INSTRUCTION
Look for the string "components" and copy every line that has it.
━━ DATA SHOWN
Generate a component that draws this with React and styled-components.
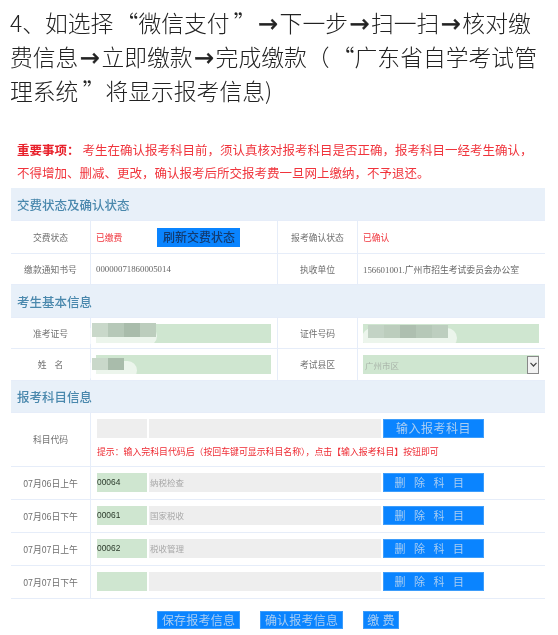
import React from "react";
import styled, { createGlobalStyle } from "styled-components";

const cjk = `"Noto Sans CJK SC", "Liberation Sans", sans-serif`;

const GlobalStyle = createGlobalStyle`
  html, body {
    margin: 0;
    height: 635px;
    overflow: hidden;
    background: #fff;
  }
`;

const Page = styled.div`
  width: 558px;
  font-family: ${cjk};
`;

const Intro = styled.p`
  margin: 0;
  padding: 6px 0 0 10px;
  width: 540px;
  height: 102px;
  font-size: 22.8px;
  line-height: 34px;
  font-weight: 300;
  color: #222;
  filter: blur(0.4px);
`;

const OpenQuote = styled.span`
  display: inline-block;
  width: 25px;
  line-height: 1;
  text-align: right;
`;

const CloseQuote = styled.span`
  display: inline-block;
  width: 27px;
  line-height: 1;
  text-align: left;
  padding-left: 4px;
  box-sizing: border-box;
`;

const Arrow = styled.span`
  font-family: "DejaVu Sans", sans-serif;
  font-size: 24px;
  font-weight: 400;
  display: inline-block;
  width: 23px;
  line-height: 1;
  text-align: center;
  -webkit-text-stroke: 0.4px #222;
`;

const Notice = styled.div`
  margin: 30px 0 0 17px;
  width: 525px;
  font-size: 12.5px;
  line-height: 23px;
  color: #f0343c;
  filter: blur(0.6px);
  strong {
    margin-right: 3px;
    font-weight: 700;
    color: #e8202a;
  }
`;

const Sheet = styled.div`
  margin: 4px 0 0 11px;
  width: 534px;
  background: #e6edf9;
  border-radius: 2px 2px 0 0;
  filter: blur(0.6px);
`;

const SectionHead = styled.div`
  height: ${(p) => p.$height || 32}px;
  margin-bottom: 1px;
  padding-left: 6px;
  display: flex;
  align-items: center;
  background: #e8f0f9;
  color: #4a88ad;
  font-size: 12.5px;
  font-weight: 500;
`;

const Row = styled.div`
  display: grid;
  grid-template-columns: ${(p) => (p.$wide ? "79px 1fr" : "79px 186px 79px 1fr")};
  gap: 1px;
  margin-bottom: 1px;
  height: ${(p) => p.$height || 32}px;
`;

const Label = styled.div`
  background: #fff;
  display: flex;
  align-items: center;
  justify-content: center;
  font-size: 8.8px;
  color: #6f6f6f;
  white-space: pre;
`;

const Cell = styled.div`
  position: relative;
  background: #fff;
  display: flex;
  align-items: center;
  padding: 0 6px 0 5px;
  font-family: "Liberation Serif", "Noto Sans CJK SC", serif;
  font-size: 8.8px;
  color: ${(p) => (p.$red ? "#f0343c" : "#666")};
`;

const RefreshButton = styled.div`
  margin-left: 35px;
  width: 83px;
  height: 19px;
  display: flex;
  align-items: center;
  justify-content: center;
  background: #0a84ff;
  color: #123a70;
  font-family: ${cjk};
  font-size: 12px;
  font-weight: 500;
  line-height: 1;
`;

const GreenField = styled.div`
  flex: 1;
  height: 19px;
  display: flex;
  align-items: center;
  padding-left: 2px;
  background: #cfe6d0;
  color: #aab5aa;
  font-family: ${cjk};
  font-size: 8.5px;
`;

const SelectArrow = styled.div`
  margin-left: auto;
  width: 12px;
  height: 18px;
  display: flex;
  align-items: center;
  justify-content: center;
  background: #f2f2f2;
  border: 1px solid #888;
  box-sizing: border-box;
`;

const Mosaic = styled.div`
  position: absolute;
  left: ${(p) => p.$left}px;
  top: ${(p) => p.$top}px;
  display: flex;
  filter: blur(0.6px);
  &::after {
    content: "";
    position: absolute;
    left: -6px;
    right: ${(p) => p.$tail || 0}px;
    top: 3px;
    height: ${(p) => p.$halo || 20}px;
    background: rgba(255, 255, 255, 0.6);
    border-radius: 10px;
    z-index: -1;
  }
`;

const Tile = styled.span`
  width: 16px;
  height: ${(p) => p.$h || 14}px;
  background: ${(p) => p.$c};
`;

const SubjectCell = styled.div`
  background: #fff;
  padding: 5px 0 0 6px;
`;

const SubjectLine = styled.div`
  display: flex;
  gap: 2px;
  align-items: center;
  height: 20px;
`;

const CodeInput = styled.div`
  width: 50px;
  height: 19px;
  display: flex;
  align-items: center;
  background: ${(p) => (p.$gray ? "#eeeeee" : "#cfe6d0")};
  color: #2b3a2b;
  font-family: "Liberation Sans", sans-serif;
  font-size: 8.4px;
`;

const NameInput = styled.div`
  width: 232px;
  height: 19px;
  display: flex;
  align-items: center;
  padding-left: 1px;
  box-sizing: border-box;
  background: #eeeeee;
  color: #a8a8a8;
  font-size: 8.5px;
`;

const BlueButton = styled.div`
  width: 101px;
  height: 19px;
  box-sizing: border-box;
  display: flex;
  align-items: center;
  justify-content: center;
  background: #0a84ff;
  border: 1px solid #3d9dfb;
  color: #a9cdf2;
  font-size: ${(p) => p.$size || 12}px;
  line-height: 1;
  letter-spacing: ${(p) => p.$spread || 0}px;
`;

const Hint = styled.div`
  margin-top: 3px;
  font-size: 8.9px;
  line-height: 22px;
  color: #ee2a32;
  white-space: nowrap;
`;

const Actions = styled.div`
  background: #fff;
  height: 21px;
  padding-top: 12px;
  display: flex;
  justify-content: center;
  gap: 20px;
`;

const ActionButton = styled.div`
  width: ${(p) => p.$width || 83}px;
  height: 18px;
  box-sizing: border-box;
  display: flex;
  align-items: center;
  justify-content: center;
  background: #0a84ff;
  border: 1px solid #3d9dfb;
  color: #a9cdf2;
  font-size: 12px;
  line-height: 1;
  letter-spacing: 0.2px;
`;

const subjects = [
  { time: "07月06日上午", code: "00064", name: "纳税检查" },
  { time: "07月06日下午", code: "00061", name: "国家税收" },
  { time: "07月07日上午", code: "00062", name: "税收管理" },
  { time: "07月07日下午", code: "", name: "" },
];

const blot = ["#c9d8ca", "#b6c8b8", "#a9bcab", "#bccdbd"];
const blot2 = ["#c3d3c5", "#bccdbd", "#aebfb0", "#b6c8b8", "#bdcebf"];

const App = () => {
  return (
    <Page>
      <GlobalStyle />
      <Intro>
        4、如选择<OpenQuote>“</OpenQuote>微信支付<CloseQuote>”</CloseQuote>
        <Arrow>→</Arrow>下一步<Arrow>→</Arrow>扫一扫<Arrow>→</Arrow>核对缴费信息
        <Arrow>→</Arrow>立即缴款<Arrow>→</Arrow>完成缴款（<OpenQuote>“</OpenQuote>广东省自学考试管理系统
        <CloseQuote>”</CloseQuote>将显示报考信息)
      </Intro>
      <Notice>
        <strong>重要事项：</strong>考生在确认报考科目前，须认真核对报考科目是否正确，报考科目一经考生确认，
        不得增加、删减、更改，确认报考后所交报考费一旦网上缴纳，不予退还。
      </Notice>
      <Sheet>
        <SectionHead>交费状态及确认状态</SectionHead>
        <Row>
          <Label>交费状态</Label>
          <Cell $red>
            已缴费
            <RefreshButton>刷新交费状态</RefreshButton>
          </Cell>
          <Label>报考确认状态</Label>
          <Cell $red>已确认</Cell>
        </Row>
        <Row $height={30}>
          <Label>缴款通知书号</Label>
          <Cell>00000071860005014</Cell>
          <Label>执收单位</Label>
          <Cell>156601001.广州市招生考试委员会办公室</Cell>
        </Row>
        <SectionHead>考生基本信息</SectionHead>
        <Row $height={30}>
          <Label>准考证号</Label>
          <Cell>
            <GreenField />
            <Mosaic $left={1} $top={5} $tail={-1}>
              {blot.map((c) => (
                <Tile key={c} $c={c} />
              ))}
            </Mosaic>
          </Cell>
          <Label>证件号码</Label>
          <Cell>
            <GreenField />
            <Mosaic $left={10} $top={7} $tail={-9}>
              {blot2.map((c) => (
                <Tile key={c} $c={c} $h={13} />
              ))}
            </Mosaic>
          </Cell>
        </Row>
        <Row $height={31}>
          <Label>{"姓    名"}</Label>
          <Cell>
            <GreenField />
            <Mosaic $left={1} $top={9} $tail={-13} $halo={19}>
              <Tile $c="#c9d8ca" $h={12} />
              <Tile $c="#a9bcab" $h={12} />
            </Mosaic>
          </Cell>
          <Label>考试县区</Label>
          <Cell>
            <GreenField>
              广州市区
              <SelectArrow>
                <svg width="7" height="5" viewBox="0 0 7 5">
                  <path d="M0.5 0.8 L3.5 4 L6.5 0.8" fill="none" stroke="#444" strokeWidth="1.2" />
                </svg>
              </SelectArrow>
            </GreenField>
          </Cell>
        </Row>
        <SectionHead $height={31}>报考科目信息</SectionHead>
        <Row $wide $height={53}>
          <Label>科目代码</Label>
          <SubjectCell>
            <SubjectLine>
              <CodeInput $gray />
              <NameInput />
              <BlueButton $spread={0.5}>输入报考科目</BlueButton>
            </SubjectLine>
            <Hint>提示：输入完科目代码后（按回车键可显示科目名称），点击【输入报考科目】按钮即可</Hint>
          </SubjectCell>
        </Row>
        {subjects.map((s) => (
          <Row $wide key={s.time}>
            <Label>{s.time}</Label>
            <SubjectCell>
              <SubjectLine>
                <CodeInput>{s.code}</CodeInput>
                <NameInput>{s.name}</NameInput>
                <BlueButton $size={11} $spread={8.5}>删除科目</BlueButton>
              </SubjectLine>
            </SubjectCell>
          </Row>
        ))}
        <Actions>
          <ActionButton>保存报考信息</ActionButton>
          <ActionButton>确认报考信息</ActionButton>
          <ActionButton $width={36}>缴 费</ActionButton>
        </Actions>
      </Sheet>
    </Page>
  );
};

export default App;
━━━━
FINISHED TASK
Generate a component that draws this with React and styled-components.
import styled, { createGlobalStyle } from "styled-components";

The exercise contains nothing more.